I can see that some terms cancel each other.
So I guess Ill end up with:

$\frac{1}{2}(1 - \frac{1}{2n + 1}) \rightarrow \frac{1}{2}\; \mbox{when}\; n\rightarrow \infty$

Also thanks Krizalid for helping me with the convergence proof.
One question however, why did you write

$\frac{1}{3} + \sum_{k=1}^{\infty}\, \frac{1}{(2k+1)(2k+3)}$ ?

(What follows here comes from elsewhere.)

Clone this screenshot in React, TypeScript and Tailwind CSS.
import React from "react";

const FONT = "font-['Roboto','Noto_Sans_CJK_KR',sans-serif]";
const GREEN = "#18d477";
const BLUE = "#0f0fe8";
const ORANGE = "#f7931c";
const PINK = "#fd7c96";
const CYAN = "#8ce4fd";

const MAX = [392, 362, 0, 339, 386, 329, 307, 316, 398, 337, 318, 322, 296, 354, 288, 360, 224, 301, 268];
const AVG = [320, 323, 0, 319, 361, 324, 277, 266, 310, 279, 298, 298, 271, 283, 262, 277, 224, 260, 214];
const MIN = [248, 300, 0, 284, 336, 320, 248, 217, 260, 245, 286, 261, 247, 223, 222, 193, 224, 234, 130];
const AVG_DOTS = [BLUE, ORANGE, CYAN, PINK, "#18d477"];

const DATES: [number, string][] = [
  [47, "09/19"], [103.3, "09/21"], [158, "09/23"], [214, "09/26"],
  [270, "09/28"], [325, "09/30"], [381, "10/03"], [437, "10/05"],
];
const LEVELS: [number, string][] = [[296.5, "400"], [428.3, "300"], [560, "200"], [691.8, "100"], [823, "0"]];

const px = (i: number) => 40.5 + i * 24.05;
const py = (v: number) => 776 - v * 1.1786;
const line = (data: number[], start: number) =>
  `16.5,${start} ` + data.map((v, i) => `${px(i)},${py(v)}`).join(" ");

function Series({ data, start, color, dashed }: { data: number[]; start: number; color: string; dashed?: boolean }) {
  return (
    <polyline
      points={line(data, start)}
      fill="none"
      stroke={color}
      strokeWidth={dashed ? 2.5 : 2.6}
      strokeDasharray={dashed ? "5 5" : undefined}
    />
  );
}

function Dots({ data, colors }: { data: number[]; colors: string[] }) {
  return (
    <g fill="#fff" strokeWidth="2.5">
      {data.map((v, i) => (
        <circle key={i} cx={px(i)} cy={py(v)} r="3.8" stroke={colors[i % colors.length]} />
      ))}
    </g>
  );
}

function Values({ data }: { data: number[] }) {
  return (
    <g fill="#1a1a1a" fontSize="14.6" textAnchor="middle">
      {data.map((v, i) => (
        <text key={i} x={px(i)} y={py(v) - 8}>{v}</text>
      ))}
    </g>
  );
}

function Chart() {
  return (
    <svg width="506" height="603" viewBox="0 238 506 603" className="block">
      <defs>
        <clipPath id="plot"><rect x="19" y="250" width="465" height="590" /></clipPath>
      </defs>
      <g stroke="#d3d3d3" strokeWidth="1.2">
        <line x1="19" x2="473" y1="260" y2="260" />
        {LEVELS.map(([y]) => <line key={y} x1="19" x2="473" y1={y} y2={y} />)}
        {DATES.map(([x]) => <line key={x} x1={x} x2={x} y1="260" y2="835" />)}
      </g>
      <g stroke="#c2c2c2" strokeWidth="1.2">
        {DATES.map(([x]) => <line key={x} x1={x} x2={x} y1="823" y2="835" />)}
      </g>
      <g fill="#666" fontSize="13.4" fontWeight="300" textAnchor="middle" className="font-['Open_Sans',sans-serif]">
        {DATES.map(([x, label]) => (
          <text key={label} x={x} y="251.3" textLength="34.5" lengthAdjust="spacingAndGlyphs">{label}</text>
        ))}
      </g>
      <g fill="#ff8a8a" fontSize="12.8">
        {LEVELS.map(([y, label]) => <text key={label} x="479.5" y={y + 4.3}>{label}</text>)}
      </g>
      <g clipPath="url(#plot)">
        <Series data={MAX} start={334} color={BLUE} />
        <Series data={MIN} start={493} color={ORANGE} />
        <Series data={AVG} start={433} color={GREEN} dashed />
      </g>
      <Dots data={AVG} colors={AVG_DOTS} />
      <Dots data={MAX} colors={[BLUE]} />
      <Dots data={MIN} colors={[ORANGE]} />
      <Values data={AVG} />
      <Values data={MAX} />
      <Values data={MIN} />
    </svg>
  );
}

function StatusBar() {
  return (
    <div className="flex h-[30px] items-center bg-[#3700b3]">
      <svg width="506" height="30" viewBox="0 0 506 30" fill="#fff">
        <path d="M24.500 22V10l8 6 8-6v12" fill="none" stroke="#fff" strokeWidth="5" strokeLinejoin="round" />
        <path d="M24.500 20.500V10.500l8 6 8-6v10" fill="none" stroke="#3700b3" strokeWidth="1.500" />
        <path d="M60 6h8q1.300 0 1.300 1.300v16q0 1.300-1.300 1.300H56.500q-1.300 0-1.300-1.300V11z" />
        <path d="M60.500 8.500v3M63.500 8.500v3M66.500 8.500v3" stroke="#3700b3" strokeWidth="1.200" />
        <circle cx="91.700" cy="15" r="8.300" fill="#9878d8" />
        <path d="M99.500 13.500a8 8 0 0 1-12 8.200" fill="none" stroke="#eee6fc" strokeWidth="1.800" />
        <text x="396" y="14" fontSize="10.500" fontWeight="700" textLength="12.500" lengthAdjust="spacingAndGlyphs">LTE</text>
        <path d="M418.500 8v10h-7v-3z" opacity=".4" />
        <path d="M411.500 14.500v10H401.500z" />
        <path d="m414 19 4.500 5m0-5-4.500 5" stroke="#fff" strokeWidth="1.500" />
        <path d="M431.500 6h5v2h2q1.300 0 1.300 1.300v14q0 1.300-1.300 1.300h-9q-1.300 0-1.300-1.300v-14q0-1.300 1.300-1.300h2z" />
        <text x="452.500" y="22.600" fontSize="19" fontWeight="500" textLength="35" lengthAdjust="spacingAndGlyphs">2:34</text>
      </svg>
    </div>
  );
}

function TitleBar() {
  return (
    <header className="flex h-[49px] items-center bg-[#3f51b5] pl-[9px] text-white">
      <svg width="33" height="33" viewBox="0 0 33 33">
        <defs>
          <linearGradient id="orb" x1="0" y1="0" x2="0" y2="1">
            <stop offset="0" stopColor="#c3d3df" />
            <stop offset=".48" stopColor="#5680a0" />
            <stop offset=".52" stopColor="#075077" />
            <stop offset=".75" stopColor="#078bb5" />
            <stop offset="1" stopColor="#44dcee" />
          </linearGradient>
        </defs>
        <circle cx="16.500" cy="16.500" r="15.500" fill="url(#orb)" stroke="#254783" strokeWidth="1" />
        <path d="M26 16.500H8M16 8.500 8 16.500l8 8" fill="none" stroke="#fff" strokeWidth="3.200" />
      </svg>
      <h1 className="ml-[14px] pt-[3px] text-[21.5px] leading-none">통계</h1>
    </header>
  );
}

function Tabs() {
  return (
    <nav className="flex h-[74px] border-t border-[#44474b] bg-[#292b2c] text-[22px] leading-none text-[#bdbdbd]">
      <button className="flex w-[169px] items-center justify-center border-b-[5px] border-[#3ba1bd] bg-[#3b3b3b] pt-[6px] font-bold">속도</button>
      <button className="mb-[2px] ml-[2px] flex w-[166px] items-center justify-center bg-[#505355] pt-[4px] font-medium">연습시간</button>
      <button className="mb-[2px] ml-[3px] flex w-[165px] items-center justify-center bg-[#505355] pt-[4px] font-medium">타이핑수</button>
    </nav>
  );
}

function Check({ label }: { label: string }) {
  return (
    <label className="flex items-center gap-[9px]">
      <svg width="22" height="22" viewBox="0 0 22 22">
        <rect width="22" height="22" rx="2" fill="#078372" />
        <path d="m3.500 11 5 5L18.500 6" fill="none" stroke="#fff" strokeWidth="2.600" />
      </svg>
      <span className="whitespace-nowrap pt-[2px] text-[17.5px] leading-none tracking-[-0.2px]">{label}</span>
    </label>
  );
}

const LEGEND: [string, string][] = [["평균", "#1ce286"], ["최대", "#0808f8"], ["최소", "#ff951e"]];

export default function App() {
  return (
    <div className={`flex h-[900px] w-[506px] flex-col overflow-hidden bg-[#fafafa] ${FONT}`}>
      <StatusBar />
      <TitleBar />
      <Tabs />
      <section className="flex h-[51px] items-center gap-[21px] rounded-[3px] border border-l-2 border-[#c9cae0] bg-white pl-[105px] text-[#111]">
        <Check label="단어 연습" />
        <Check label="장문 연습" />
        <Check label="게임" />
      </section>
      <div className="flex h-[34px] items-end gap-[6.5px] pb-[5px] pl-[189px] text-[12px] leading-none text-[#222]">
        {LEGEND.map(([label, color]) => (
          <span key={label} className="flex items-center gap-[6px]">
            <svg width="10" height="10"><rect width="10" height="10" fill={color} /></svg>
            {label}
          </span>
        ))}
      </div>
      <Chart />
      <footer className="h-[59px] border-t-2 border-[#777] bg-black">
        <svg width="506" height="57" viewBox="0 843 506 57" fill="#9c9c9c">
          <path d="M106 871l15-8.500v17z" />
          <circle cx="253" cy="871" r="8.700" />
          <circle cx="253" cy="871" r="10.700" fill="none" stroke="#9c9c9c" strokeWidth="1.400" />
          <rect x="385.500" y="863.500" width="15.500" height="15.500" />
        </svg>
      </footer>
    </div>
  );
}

Couldnīt we just make proof from scratch, without explicitly writing out the first term $\frac{1}{3}$ ?
• Dec 7th 2008, 07:58 AM
Krizalid
Quote:

Originally Posted by Twig

One question however, why did you write

$\frac{1}{3} + \sum_{k=1}^{\infty}\, \frac{1}{(2k+1)(2k+3)}$ ?

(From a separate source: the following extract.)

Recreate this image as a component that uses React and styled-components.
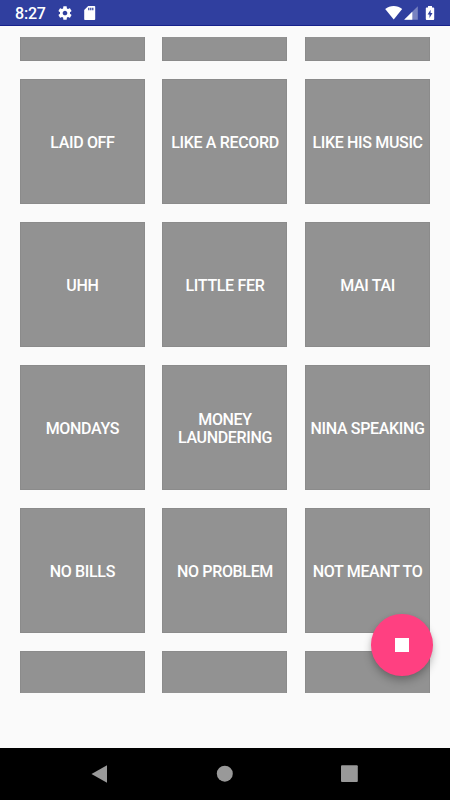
import styled, { createGlobalStyle } from "styled-components";

const sounds = [
  "",
  "",
  "",
  "LAID OFF",
  "LIKE A RECORD",
  "LIKE HIS MUSIC",
  "UHH",
  "LITTLE FER",
  "MAI TAI",
  "MONDAYS",
  "MONEY LAUNDERING",
  "NINA SPEAKING",
  "NO BILLS",
  "NO PROBLEM",
  "NOT MEANT TO",
  "",
  "",
  "",
];

export default function App() {
  return (
    <Screen>
      <GlobalStyle />
      <StatusBar>
        <Time>8:27</Time>
        <StatusIcon $left={11.5} width='16' height='16' viewBox='0 0 24 24'>
          <path d='M19.43 12.98c.04-.32.07-.64.07-.98s-.03-.66-.07-.98l2.11-1.65c.19-.15.24-.42.12-.64l-2-3.46c-.12-.22-.39-.3-.61-.22l-2.49 1c-.52-.4-1.08-.73-1.69-.98l-.38-2.65C14.46 2.18 14.25 2 14 2h-4c-.25 0-.46.18-.49.42l-.38 2.65c-.61.25-1.17.59-1.69.98l-2.49-1c-.23-.09-.49 0-.61.22l-2 3.46c-.13.22-.07.49.12.64l2.11 1.65c-.04.32-.07.65-.07.98s.03.66.07.98l-2.11 1.65c-.19.15-.24.42-.12.64l2 3.46c.12.22.39.3.61.22l2.49-1c.52.4 1.08.73 1.69.98l.38 2.65c.03.24.24.42.49.42h4c.25 0 .46-.18.49-.42l.38-2.65c.61-.25 1.17-.59 1.69-.98l2.49 1c.23.09.49 0 .61-.22l2-3.46c.12-.22.07-.49-.12-.64l-2.11-1.65zM12 15.5c-1.93 0-3.5-1.57-3.5-3.5s1.57-3.5 3.5-3.5 3.5 1.57 3.5 3.5-1.57 3.5-3.5 3.5z' />
        </StatusIcon>
        <StatusIcon $left={10.5} width='12' height='14' viewBox='0 0 12 14'>
          <path d='M4.2 0H10.4Q11.2 0 11.2.8V13.2Q11.2 14 10.4 14H1Q.2 14 .2 13.2V4z' />
          <path d='M4.2 1.8h1.2v2.5H4.2zM6.2 1.8h1.2v2.5H6.2zM8.2 1.8h1.2v2.5H8.2z' fill='#303f9f' />
        </StatusIcon>
        <Spacer />
        <StatusIcon width='18' height='14' viewBox='0 0 18 14'>
          <path d='M8.7 13.6L.2 3.1C2.6 1.2 5.600.1 8.700.1s6.100 1.100 8.500 3z' />
        </StatusIcon>
        <StatusIcon $left={1.5} width='14' height='14' viewBox='0 0 14 14'>
          <path d='M13.800.2V13.800H.2z' opacity='.35' />
          <path d='M8.300 5.700V13.800H.2z' />
        </StatusIcon>
        <StatusIcon $left={7} width='10' height='14' viewBox='0 0 10 14'>
          <path d='M3 0h4v1.400h1.300q.9 0 .9.9v10.800q0 .9-.9.9H1.700q-.9 0-.9-.9V2.300q0-.9.900-.9H3z' />
          <path d='M5.600 3.700L2.600 8.500h1.900v3.400l3-4.900H5.600z' fill='#303f9f' />
        </StatusIcon>
      </StatusBar>

      <SoundList>
        <Grid>
          {sounds.map((sound, i) => (
            <Tile key={i}>{sound}</Tile>
          ))}
        </Grid>
      </SoundList>

      <StopButton aria-label='Stop'>
        <StopSquare />
      </StopButton>

      <NavBar>
        <svg width='18' height='20' viewBox='0 0 18 20'>
          <path d='M16 1.300V18.700L.5 10z' />
        </svg>
        <svg width='18' height='20' viewBox='0 0 18 20'>
          <circle cx='8.800' cy='9.700' r='8' />
        </svg>
        <svg width='18' height='20' viewBox='0 0 18 20'>
          <rect x='0' y='1.300' width='16.800' height='16.800' rx='1' />
        </svg>
      </NavBar>
    </Screen>
  );
}

const GlobalStyle = createGlobalStyle`
  body {
    margin: 0;
    font-family: Roboto, sans-serif;
  }
`;

const Screen = styled.div`
  position: relative;
  display: flex;
  flex-direction: column;
  width: 450px;
  height: 800px;
  overflow: hidden;
  background: #fafafa;
`;

const StatusBar = styled.header`
  display: flex;
  align-items: center;
  flex: none;
  height: 26px;
  box-sizing: border-box;
  padding: 0 15px;
  border-bottom: 1px solid #17228c;
  background: #303f9f;
  color: #fff;
`;

const Time = styled.span`
  padding-top: 2px;
  font-size: 16px;
  font-weight: 500;
  letter-spacing: -0.2px;
  line-height: 22px;
`;

const StatusIcon = styled.svg`
  flex: none;
  margin-left: ${({ $left }) => $left || 0}px;
  margin-top: 1px;
  fill: #fff;
`;

const Spacer = styled.div`
  flex: 1;
`;

const SoundList = styled.main`
  flex: none;
  height: 656px;
  margin-top: 11px;
  overflow: hidden;
`;

const Grid = styled.div`
  display: grid;
  grid-template-columns: repeat(3, 125px);
  grid-auto-rows: 125px;
  gap: 18px 17.6px;
  margin: -101px 0 0 19.9px;
`;

const Tile = styled.div`
  display: flex;
  align-items: center;
  justify-content: center;
  box-sizing: border-box;
  padding: 2px 4px 0;
  border: 1px solid #8b8b8b;
  background: #929292;
  color: #fff;
  font-size: 16px;
  font-weight: 500;
  letter-spacing: -0.33px;
  line-height: 18px;
  text-align: center;
`;

const StopButton = styled.button`
  position: absolute;
  left: 371px;
  top: 614px;
  display: flex;
  align-items: center;
  justify-content: center;
  width: 61.5px;
  height: 61.5px;
  padding: 0;
  border: none;
  border-radius: 50%;
  background: #ff4081;
  box-shadow: 0 5px 9px rgba(0, 0, 0, 0.24), 0 1px 4px rgba(0, 0, 0, 0.08);
`;

const StopSquare = styled.span`
  width: 14px;
  height: 14px;
  background: #fff;
`;

const NavBar = styled.nav`
  display: flex;
  align-items: center;
  justify-content: space-between;
  flex: 0 0 52px;
  box-sizing: border-box;
  margin-top: auto;
  padding: 0 91.5px 0 90.5px;
  background: #000;

  svg {
    fill: #999;
  }
`;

'cause $\sum\limits_{k=1}^{\infty }{\frac{1}{(2k-1)(2k+1)}}=\sum\limits_{k=0}^{\infty }{\frac{1}{(2k+2-1)(2k+2+1)}}=\sum\limits_{k=0}^{\infty }{\frac{1}{(2k+1)(2k+3)}}.$

Now I just considered the last sum and summed the first term to start the sum in $k=1.$
• Dec 7th 2008, 02:20 PM
mr fantastic
Quote:

Originally Posted by Twig
Hi

Thanks for your help guys, it became a bit clearer for me.
I guess the 'trick' here is to write out some terms when $a_{k}$
has been partial divided, and see what terms cancel out each other?

I got:

$\frac{1}{2}(\frac{1}{2k - 1} - \frac{1}{2k + 1}) + \frac{1}{2}(\frac{1}{2k + 1} - \frac{1}{2k+3})\, ...$

I can see that some terms cancel each other.
So I guess Ill end up with:

$\frac{1}{2}(1 - \frac{1}{2n + 1}) \rightarrow \frac{1}{2}\; \mbox{when}\; n\rightarrow \infty$

Also thanks Krizalid for helping me with the convergence proof.
One question however, why did you write

$\frac{1}{3} + \sum_{k=1}^{\infty}\, \frac{1}{(2k+1)(2k+3)}$ ?

Couldnīt we just make proof from scratch, without explicitly writing out the first term $\frac{1}{3}$ ?

As an alternative:

$\frac{1}{(2k - 1)(2k + 1)} = \frac{1}{4k^2 - 1} \leq \frac{1}{4k^2 - k^2} = \frac{1}{3k^2} = \frac{1}{3} \cdot \frac{1}{k^2}$

and convergence is assured by the comparison test.